Extracted data:
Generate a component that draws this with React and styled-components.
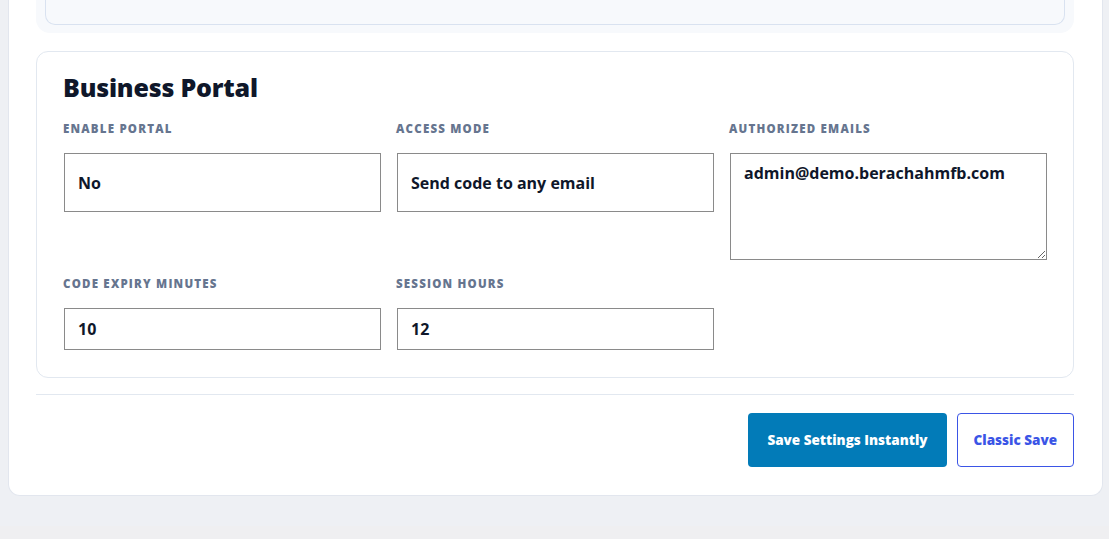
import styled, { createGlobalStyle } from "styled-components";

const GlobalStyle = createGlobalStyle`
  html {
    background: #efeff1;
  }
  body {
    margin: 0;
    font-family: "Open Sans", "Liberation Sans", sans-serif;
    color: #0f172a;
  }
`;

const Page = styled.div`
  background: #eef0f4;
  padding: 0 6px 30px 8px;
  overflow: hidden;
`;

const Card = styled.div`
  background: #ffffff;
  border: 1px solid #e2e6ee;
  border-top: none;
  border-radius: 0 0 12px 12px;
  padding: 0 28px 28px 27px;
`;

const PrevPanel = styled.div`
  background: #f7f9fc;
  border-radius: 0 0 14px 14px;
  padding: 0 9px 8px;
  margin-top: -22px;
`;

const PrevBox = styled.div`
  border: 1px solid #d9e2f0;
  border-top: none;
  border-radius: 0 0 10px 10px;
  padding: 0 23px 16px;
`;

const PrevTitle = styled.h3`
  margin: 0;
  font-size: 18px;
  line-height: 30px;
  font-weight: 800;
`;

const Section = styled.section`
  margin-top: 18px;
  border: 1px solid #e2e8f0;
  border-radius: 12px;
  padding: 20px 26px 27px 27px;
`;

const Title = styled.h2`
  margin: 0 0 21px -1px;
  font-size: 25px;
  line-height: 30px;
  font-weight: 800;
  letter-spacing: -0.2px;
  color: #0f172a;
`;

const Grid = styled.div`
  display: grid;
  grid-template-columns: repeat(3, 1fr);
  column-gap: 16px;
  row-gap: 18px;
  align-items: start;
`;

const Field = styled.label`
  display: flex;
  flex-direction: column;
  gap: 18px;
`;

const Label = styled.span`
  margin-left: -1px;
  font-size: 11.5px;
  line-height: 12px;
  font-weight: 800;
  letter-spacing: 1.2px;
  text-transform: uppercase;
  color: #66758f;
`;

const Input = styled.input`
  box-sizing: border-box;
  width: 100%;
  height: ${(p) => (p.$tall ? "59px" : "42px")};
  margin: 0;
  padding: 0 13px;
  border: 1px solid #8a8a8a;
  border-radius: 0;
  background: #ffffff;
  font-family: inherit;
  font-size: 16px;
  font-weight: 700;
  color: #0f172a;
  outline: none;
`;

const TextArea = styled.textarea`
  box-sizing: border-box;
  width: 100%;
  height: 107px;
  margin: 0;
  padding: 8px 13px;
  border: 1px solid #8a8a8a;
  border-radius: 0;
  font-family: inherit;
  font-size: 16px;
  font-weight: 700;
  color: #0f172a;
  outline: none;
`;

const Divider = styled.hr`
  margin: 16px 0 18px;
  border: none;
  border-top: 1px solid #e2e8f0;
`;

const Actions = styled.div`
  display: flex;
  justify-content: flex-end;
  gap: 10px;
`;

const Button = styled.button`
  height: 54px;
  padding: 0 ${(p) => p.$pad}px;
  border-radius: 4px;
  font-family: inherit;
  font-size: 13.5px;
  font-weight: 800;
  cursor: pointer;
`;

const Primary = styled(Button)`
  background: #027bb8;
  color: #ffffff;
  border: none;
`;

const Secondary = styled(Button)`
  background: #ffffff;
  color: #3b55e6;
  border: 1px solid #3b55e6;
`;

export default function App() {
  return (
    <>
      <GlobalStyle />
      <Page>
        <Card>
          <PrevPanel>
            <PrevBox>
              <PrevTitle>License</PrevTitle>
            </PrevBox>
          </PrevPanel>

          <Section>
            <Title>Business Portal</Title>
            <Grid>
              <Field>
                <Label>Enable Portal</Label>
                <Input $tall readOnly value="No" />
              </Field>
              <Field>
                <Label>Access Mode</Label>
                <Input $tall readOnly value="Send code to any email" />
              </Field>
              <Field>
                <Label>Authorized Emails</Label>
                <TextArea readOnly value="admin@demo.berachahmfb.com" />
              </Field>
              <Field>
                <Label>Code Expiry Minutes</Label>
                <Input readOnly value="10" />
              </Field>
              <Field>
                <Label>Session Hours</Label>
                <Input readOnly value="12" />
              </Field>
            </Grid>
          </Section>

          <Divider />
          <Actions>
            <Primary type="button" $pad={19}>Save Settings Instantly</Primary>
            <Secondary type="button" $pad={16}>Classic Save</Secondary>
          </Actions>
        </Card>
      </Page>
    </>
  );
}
==
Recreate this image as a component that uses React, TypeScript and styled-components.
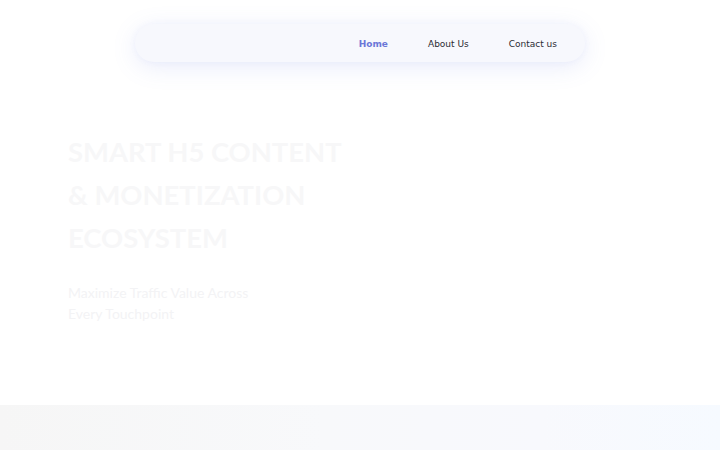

Exercise details: Extract, from the material above, each line holding the word "that".

Exercise answer:
Generate a component that draws this with React and styled-components.
Recreate this image as a component that uses React, TypeScript and styled-components.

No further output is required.